Since the inception of Islam, Muslims have firmly held that the Koran (i.e. their holy book) is a beautiful work, and when coupled with other elements of their faith, it should compel you to believe.
In other words, this much revered book of the Muslims is not just holy in that it shows you how to live, but it has the power to convert because it is a phenomenal piece of literature.
And yet, Jews and Christians have never—even when actively and loudly trying to evangelize different cultures and peoples—used similar arguments for the Holy Bible.
Why is that?
After all, millions of Jews and Christians —past, present, and certainly in the future—will tell you without hesitation that the Bible is beautiful. Not only that, but these same Jews and Christians would laud the book for not just being a piece of literature worthy of any educated reader’s attention, but would assert that it is in fact a library, spanning various genres and millennia.
So the question remains, why are we—especially those of us most engaged in evangelization—not using this as a compelling argument for becoming a follower of Christ?

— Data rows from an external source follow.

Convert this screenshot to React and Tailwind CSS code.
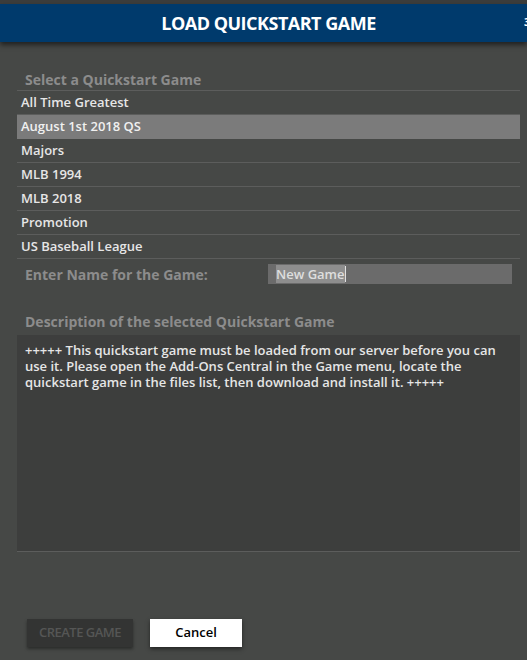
export default function App() {
  const items = [
    "All Time Greatest",
    "August 1st 2018 QS",
    "Majors",
    "MLB 1994",
    "MLB 2018",
    "Promotion",
    "US Baseball League",
  ];
  return (
    <div
      className="w-[527px] h-[660px] bg-[#464846] flex flex-col overflow-hidden"
      style={{ fontFamily: '"Open Sans", "Noto Sans", sans-serif' }}
    >
      <div className="h-[4px] bg-[#3c3d3c] shrink-0" />
      <div className="relative h-[38px] shrink-0 bg-[#003a6c] flex items-center justify-center pl-[10px] shadow-[0_3px_5px_rgba(0,0,0,0.55)] z-10">
        <span className="text-white text-[18px] font-bold tracking-[-0.5px]">LOAD QUICKSTART GAME</span>
        <span className="absolute right-[0px] top-[11px] w-[3px] overflow-hidden text-white text-[11px] font-bold leading-[14px]">3</span>
      </div>
      <div className="flex flex-col pl-[17px] pr-[7px] pt-[26px]">
        <div className="h-[23px] pl-[8px] flex items-center text-[14px] font-bold text-[#8c8c8c] border-b border-[#5c5d5c]">
          Select a Quickstart Game
        </div>
        {items.map((t, i) => (
          <div
            key={t}
            className={
              i === 1
                ? "h-[24px] pl-[4px] flex items-center text-[13px] font-semibold text-[#f0f0f0] bg-[#7b7b7b] border-b border-[#7b7b7b]"
                : "h-[24px] pl-[4px] flex items-center text-[13px] font-semibold text-[#e6e6e6] border-b border-[#5c5d5c]"
            }
          >
            {t}
          </div>
        ))}
        <div className="flex items-center h-[22px] mt-[4px]">
          <div className="w-[251px] pl-[8px] text-[14px] font-bold text-[#8c8c8c]">
            Enter Name for the Game:
          </div>
          <div className="w-[244px] h-[20px] bg-[#6b6b6b] flex items-center pl-[8px]">
            <span className="bg-[#8e8e8e] text-[#dedede] text-[13px] font-semibold leading-[18px]">New Game</span>
            <span className="w-[1px] h-[16px] bg-[#e0e0e0]" />
          </div>
        </div>
        <div className="h-[24px] mt-[24px] pl-[8px] flex items-center text-[14px] font-bold text-[#8c8c8c]">
          Description of the selected Quickstart Game
        </div>
        <div className="h-[217px] mt-[2px] bg-[#3d3e3d] border-b border-[#5c5d5c] pl-[8px] pr-[14px] pt-[7px] text-[13px] font-semibold leading-[16px] text-[#e6e6e6]">
          +++++ This quickstart game must be loaded from our server before you can use it. Please open the Add-Ons Central in the Game menu, locate the quickstart game in the files list, then download and install it. +++++
        </div>
      </div>
      <div className="flex gap-[17px] pl-[27px] mt-[67px]">
        <div className="w-[106px] h-[28px] bg-[#333433] shadow-[0_2px_3px_rgba(0,0,0,0.4)] flex items-center justify-center text-[13px] font-semibold text-[#555655] tracking-[-0.5px]">
          CREATE GAME
        </div>
        <div className="w-[92px] h-[28px] bg-white shadow-[0_2px_4px_rgba(0,0,0,0.5)] flex items-center justify-center text-[13px] font-semibold text-black">
          Cancel
        </div>
      </div>
    </div>
  );
}
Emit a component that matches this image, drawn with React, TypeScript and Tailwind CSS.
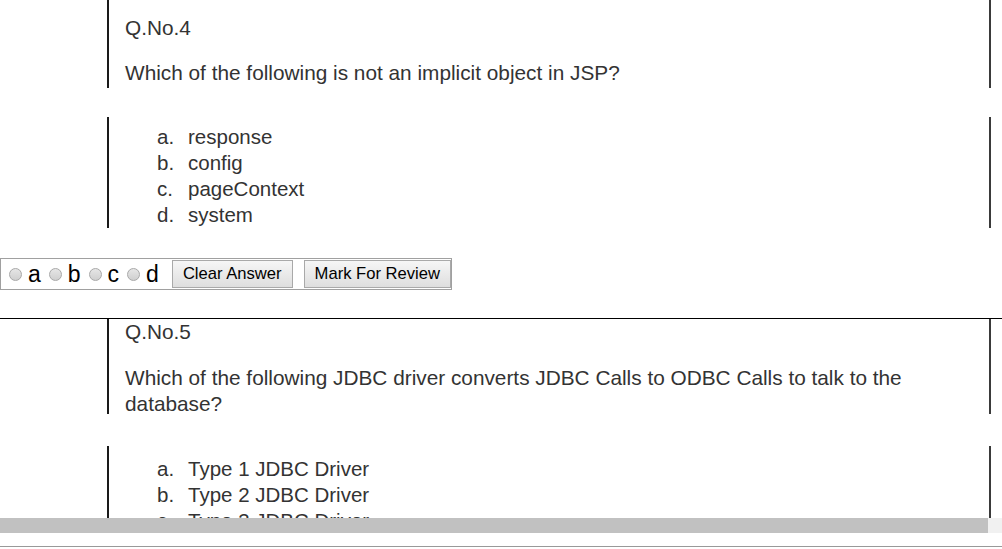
import React from 'react';

// ── Question image panels ──────────────────────────────────────────────────
function Panel({ className, children }: { className?: string; children: React.ReactNode }) {
    return (
        <div className={'ml-[107px] w-[884px] border-l-2 border-l-[#1a1a1a] border-r-2 border-r-[#3a3a3a] ' + (className || '')}>
            {children}
        </div>
    );
}

function Options({ items }: { items: string[] }) {
    return (
        <div className="flex flex-col">
            {items.map((t, i) => (
                <div key={i} className="flex h-[26px] items-center text-[20.5px] leading-[26px] text-[#333]">
                    <span className="w-[31px] pl-[48px] box-content">{'abcd'[i]}.</span>
                    <span>{t}</span>
                </div>
            ))}
        </div>
    );
}

function Radio({ label }: { label: string }) {
    return (
        <label className="flex shrink-0 items-center">
            <span className="ml-[8px] mr-[6px] h-[13px] w-[13px] rounded-full border border-[#a8a8a8] bg-gradient-to-b from-[#e6e6e6] to-[#cfcfcf]" />
            <span className="text-[23px] leading-none text-black">{label}</span>
        </label>
    );
}

function Btn({ children }: { children: React.ReactNode }) {
    return (
        <button className="h-[28px] shrink-0 whitespace-nowrap border border-[#a9a9a9] bg-gradient-to-b from-[#f6f6f6] to-[#dedede] px-[10px] text-[16.6px] leading-none text-black">
            {children}
        </button>
    );
}

export default function App() {
    return (
        <div className="h-[549px] w-[1002px] overflow-hidden bg-white font-['Liberation_Sans',Arial,sans-serif]">
            {/* Q.No.4 */}
            <Panel className="h-[88px] pl-4 text-[#333]">
                <div className="pt-[16px] text-[20.8px] leading-[24px]">Q.No.4</div>
                <div className="pt-[21px] text-[20.8px] leading-[24px]">Which of the following is not an implicit object in JSP?</div>
            </Panel>
            <Panel className="mt-[29px] h-[111px] pt-[7px]">
                <Options items={['response', 'config', 'pageContext', 'system']} />
            </Panel>

            {/* answer row */}
            <div className="mt-[30px] flex h-[32px] w-[452px] items-center border border-[#a0a0a0]">
                <Radio label="a" />
                <Radio label="b" />
                <Radio label="c" />
                <Radio label="d" />
                <div className="ml-[13px] shrink-0"><Btn>Clear Answer</Btn></div>
                <div className="ml-[11px] shrink-0"><Btn>Mark For Review</Btn></div>
            </div>

            <div className="mt-[28px] h-px w-full bg-black" />

            {/* Q.No.5 */}
            <Panel className="h-[95px] pl-4 text-[#333]">
                <div className="pt-[1px] text-[20.8px] leading-[24px]">Q.No.5</div>
                <div className="pt-[21px] text-[20.8px] leading-[26px]">
                    Which of the following JDBC driver converts JDBC Calls to ODBC Calls to talk to the database?
                </div>
            </Panel>
            <Panel className="mt-[32px] h-[72px] overflow-hidden pt-[10px]">
                <Options items={['Type 1 JDBC Driver', 'Type 2 JDBC Driver', 'Type 3 JDBC Driver', 'Type 4 JDBC Driver']} />
            </Panel>

            {/* horizontal scrollbar */}
            <div className="flex h-[15px] w-full">
                <div className="w-[988px] bg-[#c1c1c1]" />
                <div className="flex-1 bg-[#f1f1f1]" />
            </div>
            <div className="mt-[13px] h-px w-full bg-[#999]" />
        </div>
    );
}
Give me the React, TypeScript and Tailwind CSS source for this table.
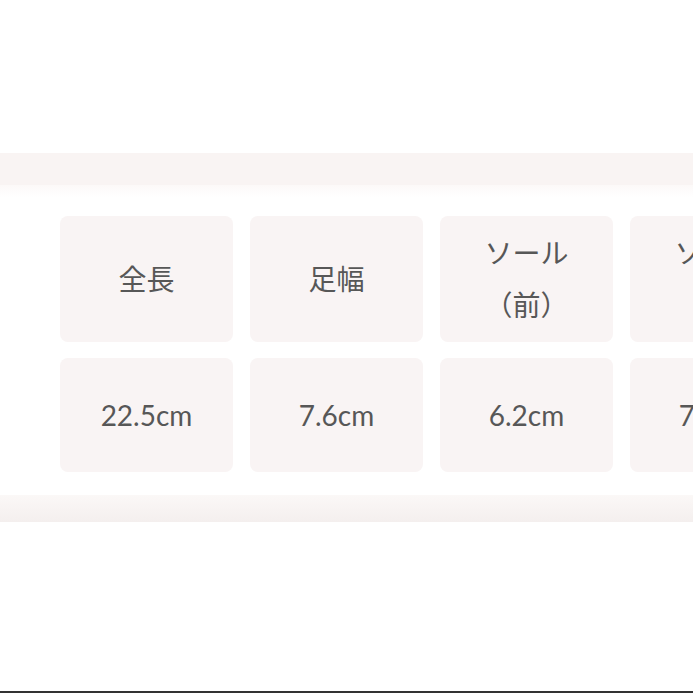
import React from "react";

const head: React.ReactNode[] = [
  "全長",
  "足幅",
  <>
    <span className="block">ソール</span>
    <span className="block">（前）</span>
  </>,
  <>
    <span className="block">ソール</span>
    <span className="block">（後）</span>
  </>,
];
const vals = ["22.5cm", "7.6cm", "6.2cm", "7.0cm"];

export default function App() {
  return (
    <div
      className="w-[693px] h-[693px] bg-white overflow-hidden flex flex-col text-[#575757]"
      style={{ fontFamily: "Lato, 'Noto Sans CJK JP', sans-serif" }}
    >
      <div className="h-[153px] shrink-0" />
      <div className="h-[32px] shrink-0 bg-[#f9f4f3]" />
      <div className="h-[12px] shrink-0 bg-gradient-to-b from-[#fcf9f8] to-white" />
      <div className="h-[19px] shrink-0" />
      <div className="flex flex-col gap-[16px] pl-[60px] shrink-0">
        <div className="flex gap-[17px]">
          {head.map((h, i) => (
            <div
              key={i}
              className="w-[173px] h-[126px] shrink-0 rounded-lg bg-[#f9f4f4] flex flex-col items-center justify-center text-[28px] leading-[52px] text-center"
            >
              {h}
            </div>
          ))}
        </div>
        <div className="flex gap-[17px]">
          {vals.map((v, i) => (
            <div
              key={i}
              className="w-[173px] h-[114px] shrink-0 rounded-lg bg-[#f9f4f4] flex items-center justify-center text-[28px]"
            >
              {v}
            </div>
          ))}
        </div>
      </div>
      <div className="h-[23px] shrink-0" />
      <div className="h-[27px] shrink-0 bg-gradient-to-b from-[#fbf8f7] to-[#f4efee]" />
      <div className="flex-1" />
      <div className="h-[2px] shrink-0 bg-[#333]" />
    </div>
  );
}
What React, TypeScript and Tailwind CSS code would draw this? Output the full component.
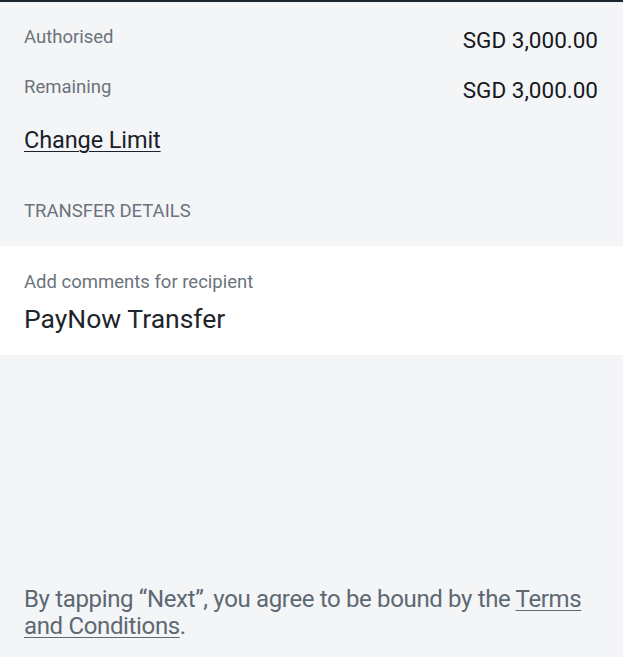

Why can I not say in the public sphere, "Look here at how beautiful, how sonorous, how clever the books of the Old and New Testament are. See it and believe!" ?
Quite simply, it is because Judaism and Christianity see the Bible as a privileged place of encounter with God more so than an object of reverence. Yes, the literature in the Bible is phenomenal, which is why I have spent my entire adult life studying it, but more importantly, within its pages we can meet God.
Consider how the Jews express this same truth.
For our older brothers in the faith, the Bible chronicles sacred events, moments in time that both have happened and continue to occur. In other words, they see the past in the present tense, so that the reading of Sinai, becomes a living word for our ears as well. Reading the Bible with this framework in mind, the voice from the burning bush demands that we too remove our sandals; the call to head to Nineveh becomes one that we too must heed, and so on.
Catholics also live out this understanding of the Bible, often without even realizing it.
At the last supper, Jesus asks us to “do this in remembrance of me,” a command to remember by and through our actions. So every day, “from the rising of the sun unto its setting,” an offering is made of bread and wine, but more importantly, an encounter takes place. The millennia old event that took place in Jerusalem is made present to me, and through that event, a person is too.
You see, we don’t look through our Holy Scriptures as we look through a scrapbook; mainly, to be reminded of better times. Nor do we peruse its pages to marvel at its construction, syntactic or otherwise, as if the human hand had no part in its formulation. We go to the Bible because it is there that we can meet God.
This is why when I am evangelizing, you will not hear me point to the beauty of the book as a reason for belief or even a proof that should sway you in a theistic direction. Yes, beautiful things flow from the spring of this beautiful God, but Evangelists will speak of the Bible (and try to get you to read it too) because it is there—no matter the translation, or style, or even intent of the original sacred author—that you will meet Jesus.
You can encounter God and that is worth proclaiming.